Book Six

THE GREAT ACCELERATION

In the middle of the eighteenth century most people in the world (and probably most Europeans) could still believe that history would go on much as it had always done. The weight of the past was everywhere enormous and often it was immovable: some of the efforts going on in Europe to shake it off have been touched upon, but nowhere outside Europe was even the possibility of doing so grasped. Though in many parts of the world a few people’s lives had begun to be revolutionized by contact with Europeans, most of it was unaffected and much of it was untouched by such contamination of other cultures.

It is very important to grasp that in this process it was Europe – and to begin with very small parts of it – that was fundamentally different from elsewhere. There were no crises in other parts of the world that set off change; change came when Europeans – driven by innovation, greed, religious zeal or scarcity at home – began to conquer the world. Even in the mid-eighteenth century, the consciousness of historical change (and their own role in it) was spreading fast among thinking Europeans. In the next century and a half change was to come thick and fast almost everywhere and to ignore the fact was to be very hard if not impossible. By 1900 it was obvious that in Europe and the European world of settlement it had irreversibly cut off many of the links to its own past. A fundamentally progressive view of history became more widely shared. If never unquestioned, the myth of progress more and more gave meaning to events.

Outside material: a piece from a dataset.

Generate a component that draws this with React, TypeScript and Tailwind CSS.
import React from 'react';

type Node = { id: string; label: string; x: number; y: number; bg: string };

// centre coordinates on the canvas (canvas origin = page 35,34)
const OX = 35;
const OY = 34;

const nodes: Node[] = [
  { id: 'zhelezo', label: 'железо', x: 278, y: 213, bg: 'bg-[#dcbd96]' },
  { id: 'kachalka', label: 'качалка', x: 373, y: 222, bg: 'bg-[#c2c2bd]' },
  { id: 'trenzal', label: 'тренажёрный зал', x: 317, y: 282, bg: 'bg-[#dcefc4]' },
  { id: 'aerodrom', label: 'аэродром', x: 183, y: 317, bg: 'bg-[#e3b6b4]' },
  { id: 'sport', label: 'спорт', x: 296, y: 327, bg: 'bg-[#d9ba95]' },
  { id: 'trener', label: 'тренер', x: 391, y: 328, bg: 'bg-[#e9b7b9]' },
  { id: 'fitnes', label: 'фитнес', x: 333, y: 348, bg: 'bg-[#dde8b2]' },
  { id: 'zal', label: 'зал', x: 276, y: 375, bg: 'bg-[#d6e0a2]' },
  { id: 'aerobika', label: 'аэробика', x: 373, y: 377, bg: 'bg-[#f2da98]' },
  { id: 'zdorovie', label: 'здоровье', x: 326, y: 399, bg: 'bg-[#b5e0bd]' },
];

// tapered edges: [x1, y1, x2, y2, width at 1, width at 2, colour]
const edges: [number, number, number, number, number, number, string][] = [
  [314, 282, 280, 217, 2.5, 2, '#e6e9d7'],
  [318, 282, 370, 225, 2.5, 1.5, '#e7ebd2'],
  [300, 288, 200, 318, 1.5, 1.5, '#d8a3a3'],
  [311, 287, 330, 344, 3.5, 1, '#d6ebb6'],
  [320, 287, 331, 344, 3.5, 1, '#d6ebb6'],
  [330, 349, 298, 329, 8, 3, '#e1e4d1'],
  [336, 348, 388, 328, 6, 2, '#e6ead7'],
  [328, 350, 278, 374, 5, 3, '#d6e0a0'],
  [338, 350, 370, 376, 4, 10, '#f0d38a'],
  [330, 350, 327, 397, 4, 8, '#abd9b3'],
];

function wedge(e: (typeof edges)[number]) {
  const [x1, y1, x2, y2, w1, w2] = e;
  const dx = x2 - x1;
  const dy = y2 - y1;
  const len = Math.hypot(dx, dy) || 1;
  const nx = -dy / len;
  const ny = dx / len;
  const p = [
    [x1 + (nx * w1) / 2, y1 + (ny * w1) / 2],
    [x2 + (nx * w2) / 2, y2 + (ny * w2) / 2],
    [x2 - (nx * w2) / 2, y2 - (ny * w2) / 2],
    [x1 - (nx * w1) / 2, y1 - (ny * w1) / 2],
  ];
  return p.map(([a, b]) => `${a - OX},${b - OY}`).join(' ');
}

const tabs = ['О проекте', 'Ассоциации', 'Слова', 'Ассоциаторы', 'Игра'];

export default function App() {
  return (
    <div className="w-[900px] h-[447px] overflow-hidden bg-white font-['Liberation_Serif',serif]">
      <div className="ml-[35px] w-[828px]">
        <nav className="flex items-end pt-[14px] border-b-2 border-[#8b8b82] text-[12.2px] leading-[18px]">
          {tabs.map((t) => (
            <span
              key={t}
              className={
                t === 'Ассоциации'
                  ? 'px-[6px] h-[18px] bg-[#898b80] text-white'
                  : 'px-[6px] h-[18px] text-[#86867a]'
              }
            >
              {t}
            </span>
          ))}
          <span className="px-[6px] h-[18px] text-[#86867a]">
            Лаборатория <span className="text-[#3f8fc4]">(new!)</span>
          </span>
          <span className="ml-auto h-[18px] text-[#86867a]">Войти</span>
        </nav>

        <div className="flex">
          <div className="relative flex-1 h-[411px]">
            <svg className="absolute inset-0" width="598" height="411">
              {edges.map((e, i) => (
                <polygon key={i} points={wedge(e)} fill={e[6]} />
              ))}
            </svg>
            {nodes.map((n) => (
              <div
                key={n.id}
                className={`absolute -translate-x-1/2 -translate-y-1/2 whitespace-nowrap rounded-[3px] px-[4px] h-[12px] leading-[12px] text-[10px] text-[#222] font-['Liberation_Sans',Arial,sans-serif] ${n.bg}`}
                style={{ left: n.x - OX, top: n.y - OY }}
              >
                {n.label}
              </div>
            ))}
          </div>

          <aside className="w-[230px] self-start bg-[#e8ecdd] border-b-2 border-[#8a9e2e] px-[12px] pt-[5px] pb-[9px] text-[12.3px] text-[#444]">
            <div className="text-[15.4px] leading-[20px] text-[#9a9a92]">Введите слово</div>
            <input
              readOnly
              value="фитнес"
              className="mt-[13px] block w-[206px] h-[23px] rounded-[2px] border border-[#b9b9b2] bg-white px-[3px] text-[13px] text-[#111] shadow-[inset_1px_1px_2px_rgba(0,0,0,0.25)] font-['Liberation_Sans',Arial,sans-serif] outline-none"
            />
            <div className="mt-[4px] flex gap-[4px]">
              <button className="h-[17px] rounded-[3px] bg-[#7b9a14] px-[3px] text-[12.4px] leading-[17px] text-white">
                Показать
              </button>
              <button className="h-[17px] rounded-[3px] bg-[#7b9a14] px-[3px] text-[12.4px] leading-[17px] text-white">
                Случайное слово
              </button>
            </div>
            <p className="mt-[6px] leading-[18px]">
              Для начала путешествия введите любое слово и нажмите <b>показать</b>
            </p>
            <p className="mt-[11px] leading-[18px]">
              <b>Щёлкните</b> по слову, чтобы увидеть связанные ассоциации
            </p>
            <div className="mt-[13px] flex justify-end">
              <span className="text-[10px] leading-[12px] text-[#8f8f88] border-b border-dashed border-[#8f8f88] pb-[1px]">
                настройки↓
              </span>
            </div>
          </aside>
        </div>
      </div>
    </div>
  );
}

Just as important, impulses from northern Europe and the Atlantic countries also radiated outwards to transform both Europe’s relations with the rest of the world and the very foundations of their lives for many of its peoples, however much some of them regretted and resisted it. By the end of the nineteenth century (though this is only an approximate and convenient marker) a world once regulated by specific separate cultures was on a new course. Its destiny was now to be continuing and accelerating transformation and the second adjective was as important as the first. A man born in 1800, who lived out the psalmist’s span of three-score years and ten, could have seen the world more changed in his lifetime than it had been in the previous thousand years. History was speeding up.

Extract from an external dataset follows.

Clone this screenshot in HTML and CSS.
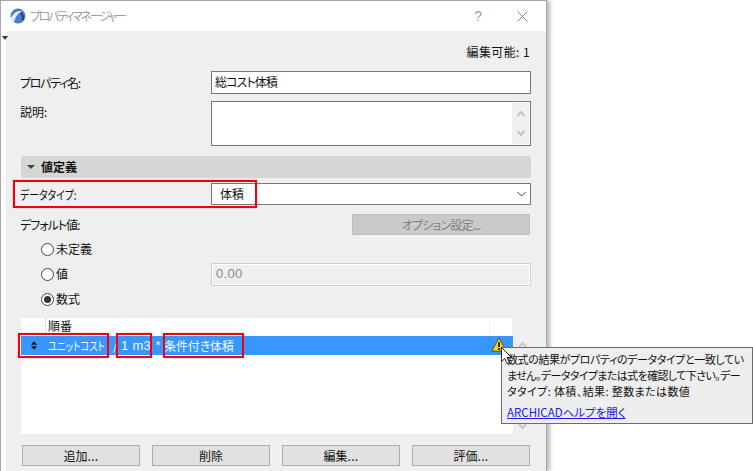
FILE: index.html
```html
<!DOCTYPE html>
<html lang="ja">
<head>
<meta charset="utf-8">
<title>プロパティマネージャー</title>
<link rel="stylesheet" href="styles.css">
</head>
<body>
<div class="dialog">
  <header class="titlebar">
    <svg class="logo" width="16" height="16" viewBox="0 0 16 16"><circle cx="8" cy="8" r="7.500" fill="#4a7ccf"/><path d="M.8 10.500C3 5 8 1.500 13 3.500C9 4 5.500 8 4 14.500C2.500 13.500 1.300 12 .8 10.500Z" fill="#e4ecf8"/><path d="M10.500 4.500Q13.500 7 13 12" stroke="#17336e" stroke-width="1.600" fill="none"/></svg>
    <span class="title">プロパティマネージャー</span>
    <span class="help">?</span>
    <svg class="close" width="11" height="11" viewBox="0 0 11 11"><path d="M.5.5l10 10M10.5.5l-10 10" stroke="#8a8a8a" fill="none"/></svg>
  </header>
  <div class="shell">
    <div class="rail"><span class="rail-arrow"></span></div>
    <main class="content">
      <div class="editable">編集可能: 1</div>
      <div class="row name-row">
        <label class="label"><span class="tight-name">プロパティ名:</span></label>
        <div class="field field-text">総コスト体積</div>
      </div>
      <div class="row desc-row">
        <label class="label">説明:</label>
        <div class="field field-area">
          <div class="area-scroll">
            <svg width="8" height="6" viewBox="0 0 8 6"><path d="M.5 5L4 1l3.500 4" stroke="#c4c4c4" stroke-width="2" fill="none"/></svg>
            <svg width="8" height="6" viewBox="0 0 8 6"><path d="M.5 1L4 5l3.500-4" stroke="#c4c4c4" stroke-width="2" fill="none"/></svg>
          </div>
        </div>
      </div>
      <div class="section"><span class="section-arrow"></span>値定義</div>
      <div class="row type-row">
        <label class="label"><span class="tight-type">データタイプ:</span></label>
        <div class="field field-select">
          <span>体積</span>
          <svg width="9" height="6" viewBox="0 0 9 6"><path d="M.5 1l4 4 4-4" stroke="#444" fill="none"/></svg>
        </div>
      </div>
      <div class="row default-row">
        <label class="label"><span class="tight-default">デフォルト値:</span></label>
        <div class="option-button">オプション設定...</div>
      </div>
      <div class="radios">
        <div class="radio-row"><span class="radio"></span>未定義</div>
        <div class="radio-row value-row"><span class="radio"></span><span class="radio-text">値</span><div class="value-input">0.00</div></div>
        <div class="radio-row"><span class="radio radio-on"></span>数式</div>
      </div>
      <div class="list-wrap">
        <div class="list">
          <div class="list-head"><span class="head-name">順番</span><span class="head-end"></span></div>
          <div class="list-row">
            <svg class="grip" width="6" height="9" viewBox="0 0 7 10"><path d="M3.500 0L7 4H0ZM0 6h7L3.500 10Z" fill="#111"/></svg>
            <span class="f-unit">ユニットコスト</span><span class="f-op">/</span><span class="f-qty">1 m3</span><span class="f-op">*</span><span class="f-cond">条件付き体積</span>
            <svg class="warn" width="16" height="15" viewBox="0 0 16 15"><path d="M8 .8L15.400 14.200H.6Z" fill="#f4d21f" stroke="#5b5215"/><path d="M8 5v5M8 11v2" stroke="#222" stroke-width="1.800"/></svg>
          </div>
        </div>
        <div class="list-scroll">
          <svg width="9" height="7" viewBox="0 0 9 7"><path d="M1 6l3.500-4L8 6" stroke="#c8c8c8" stroke-width="2" fill="none"/></svg>
          <svg width="9" height="7" viewBox="0 0 9 7"><path d="M1 1l3.500 4L8 1" stroke="#c8c8c8" stroke-width="2" fill="none"/></svg>
        </div>
      </div>
      <div class="buttons">
        <div class="button">追加<span class="dots">...</span></div>
        <div class="button">削除</div>
        <div class="button">編集<span class="dots">...</span></div>
        <div class="button">評価<span class="dots">...</span></div>
      </div>
    </main>
  </div>
</div>
<div class="mark mark-type"></div>
<div class="mark mark-a"></div>
<div class="mark mark-b"></div>
<div class="mark mark-c"></div>
<aside class="tooltip">
  <p><span class="tip-1">数式の結果がプロパティのデータタイプと一致してい</span><br><span class="tip-2">ません。データタイプまたは式を確認して下さい。デー</span><br><span class="tip-3">タタイプ: 体積、結果: 整数または数値</span></p>
  <a class="help-link" href="#">ARCHICADヘルプを開く</a>
</aside>
<svg class="cursor" width="11" height="18" viewBox="0 0 11 18"><path d="M.5.500V14.500L3.800 11.500L6 16.500L8.300 15.500L6 10.500H10.500Z" fill="#fff" stroke="#222"/></svg>
</body>
</html>
```
FILE: styles.css
```css
* { box-sizing: border-box; }
html, body { margin: 0; padding: 0; }
body {
  width: 753px;
  height: 471px;
  overflow: hidden;
  position: relative;
  background: #fff;
  color: #111;
  font: 12px/16px "Noto Sans CJK JP", "Liberation Sans", sans-serif;
  font-feature-settings: "palt";
}
.dialog {
  width: 547px;
  height: 471px;
  border: 1px solid #a8a8a8;
  border-bottom: 0;
  background: #fff;
  box-shadow: 3px 0 4px rgba(0,0,0,.28);
  display: flex;
  flex-direction: column;
}
.titlebar {
  height: 30px;
  flex: none;
  display: flex;
  align-items: center;
  padding: 0 18px 0 9px;
}
.logo { margin-right: 4px; }
.title { color: #a0a0a0; font-size: 12px; flex: 1; letter-spacing: -2.300px; }
.help { color: #a0a0a0; font: 14px "Liberation Sans", sans-serif; margin-right: 35px; }
.shell { flex: 1; display: flex; min-height: 0; }
.rail { width: 5px; flex: none; position: relative; }
.rail-arrow {
  position: absolute; left: 1px; top: 5px;
  border: 3px solid transparent; border-top: 4px solid #333; border-bottom: 0;
}
.content {
  flex: 1;
  background: #efefef;
  padding: 13px 15px 0 15px;
  display: flex;
  flex-direction: column;
}
.editable { text-align: right; height: 16px; margin-bottom: 11px; padding-right: 1px; letter-spacing: .4px; }
.row { display: flex; align-items: flex-start; }
.label { width: 190px; flex: none; margin-left: -1px; }
.tight-name { letter-spacing: -1.300px; }
.tight-default { letter-spacing: -1px; }
.tight-type { display: inline-block; transform: scaleX(.82); transform-origin: left center; margin-top: 1px; }
.field { flex: 1; background: #fff; border: 1px solid #777; margin-left: 1px; }
.name-row { height: 23px; align-items: center; }
.field-text { height: 23px; padding: 2px 3px; letter-spacing: -.9px; }
.desc-row { margin-top: 7px; height: 45px; }
.desc-row .label { padding-top: 3px; }
.field-area { height: 45px; display: flex; justify-content: flex-end; padding: 1px; }
.area-scroll {
  width: 17px; background: #f0f0f0; display: flex; flex-direction: column;
  align-items: center; justify-content: space-between; padding: 8px 0;
}
.section {
  margin-top: 10px; height: 22px; background: #d6d6d6; border-radius: 3px;
  display: flex; align-items: center; padding-left: 6px; font-weight: 700; font-size: 12px;
}
.section-arrow {
  width: 0; height: 0; margin-right: 6px;
  border: 4px solid transparent; border-top: 4px solid #444; border-bottom: 0;
}
.type-row { margin-top: 5px; height: 22px; align-items: center; }
.field-select {
  height: 22px; display: flex; align-items: center; justify-content: space-between;
  padding: 0 4px 0 8px;
}
.default-row { margin-top: 9px; height: 21px; justify-content: space-between; align-items: center; }
.option-button {
  width: 178px; height: 21px; background: #cacaca; border: 1px solid #bdbdbd;
  color: #7f7f7f; text-align: center; line-height: 19px; margin-right: 1px; letter-spacing: -.8px;
}
.radios { padding-left: 20px; margin-top: 2px; display: flex; flex-direction: column; }
.radio-row { height: 25px; display: flex; align-items: center; padding-bottom: 1px; }
.radio {
  width: 13px; height: 13px; border: 1px solid #444; border-radius: 50%; background: #fff;
  margin-right: 2px; flex: none; display: flex; align-items: center; justify-content: center;
}
.radio-on::after { content: ""; width: 7px; height: 7px; border-radius: 50%; background: #333; }
.radio-text { width: 155px; flex: none; }
.value-input {
  flex: 1; height: 23px; background: #efefef; border: 1px solid #cfcfcf;
  box-shadow: inset 0 0 0 1px #fff; color: #8a8a8a; padding: 2px 4px;
  font-family: "Liberation Sans", sans-serif; font-size: 13px; letter-spacing: .3px;
}
.list-wrap { margin-top: 6px; height: 116px; display: flex; flex: none; }
.list { width: 492px; background: #fff; position: relative; }
.list-head { height: 18px; display: flex; position: relative; padding-left: 27px; }
.list-head::before {
  content: ""; position: absolute; left: 24px; top: 0; height: 18px; border-left: 1px solid #ddd;
}
.head-name { flex: 1; }
.head-end { width: 24px; border-left: 1px solid #eee; border-right: 1px solid #eee; height: 18px; }
.list-row {
  height: 19px; background: #3797fd; color: #f2f7ff; display: flex; align-items: center;
  padding-left: 10px; position: relative; white-space: pre;
}
.grip { margin-right: 11px; flex: none; }
.f-unit { width: 62px; flex: none; transform: scaleX(.78); transform-origin: left center; }
.f-op { flex: none; width: 10px; text-align: center; }
.f-qty { flex: none; width: 33px; letter-spacing: .3px; padding-left: 1px; font-family: "Liberation Sans", sans-serif; font-size: 13px; }
.f-cond { letter-spacing: -.1px; margin-left: 1px; }
.warn { position: absolute; right: 6px; top: 1px; }
.list-scroll {
  flex: 1; display: flex; flex-direction: column; align-items: center; justify-content: space-between;
  padding: 23px 0 4px;
}
.buttons { margin-top: 11px; display: flex; gap: 12px; padding-left: 1px; }
.button {
  width: 118px; height: 21px; background: #e1e1e1; border: 1px solid #adadad;
  text-align: center; line-height: 19px;
}
.dots { letter-spacing: .4px; }
.mark { position: absolute; border: 2px solid #f2000e; box-shadow: 0 0 1px #ff7080; }
.mark-type { left: 13px; top: 180px; width: 244px; height: 28px; }
.mark-a { left: 18px; top: 333px; width: 91px; height: 25px; }
.mark-b { left: 116px; top: 333px; width: 36px; height: 25px; }
.mark-c { left: 163px; top: 333px; width: 81px; height: 25px; }
.tooltip {
  position: absolute; left: 501px; top: 347px; width: 252px; height: 77px;
  background: #eeeeee; border: 1px solid #6b6b6b; padding: 3px 0 0 5px;
  font-size: 11px; line-height: 16px; white-space: nowrap;
}
.tooltip p { margin: 0 0 5px; }
.tip-1 { letter-spacing: -.4px; }
.tip-2 { letter-spacing: -.6px; }
.tip-3 { letter-spacing: .4px; }
.help-link { color: #1a1aee; text-decoration: underline; font-size: 11.500px; }
.cursor { position: absolute; left: 501px; top: 347px; }
```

The consolidation of the European world hegemony was central to these changes and one of the great motors propelling them. By 1900 European civilization had shown itself to be the most materially successful that had ever existed. They might not always agree on what was most important about it but few Europeans could deny that it had produced wealth on an unprecedented scale and that it dominated the rest of the globe by power and influence as no previous civilization had ever done. Europeans (or their descendants) ran the world. Much of their domination was political, a matter of direct rule. Large areas of the world had been peopled by European stocks. As for the non-European countries still formally and politically independent of Europe, most of them had in practice to defer to European wishes and accept European interference in their affairs. Few indigenous peoples could resist, and if they did, Europe often won its subtlest victory of all, for successful resistance required the adoption of European practices and, therefore, Europeanization in another form.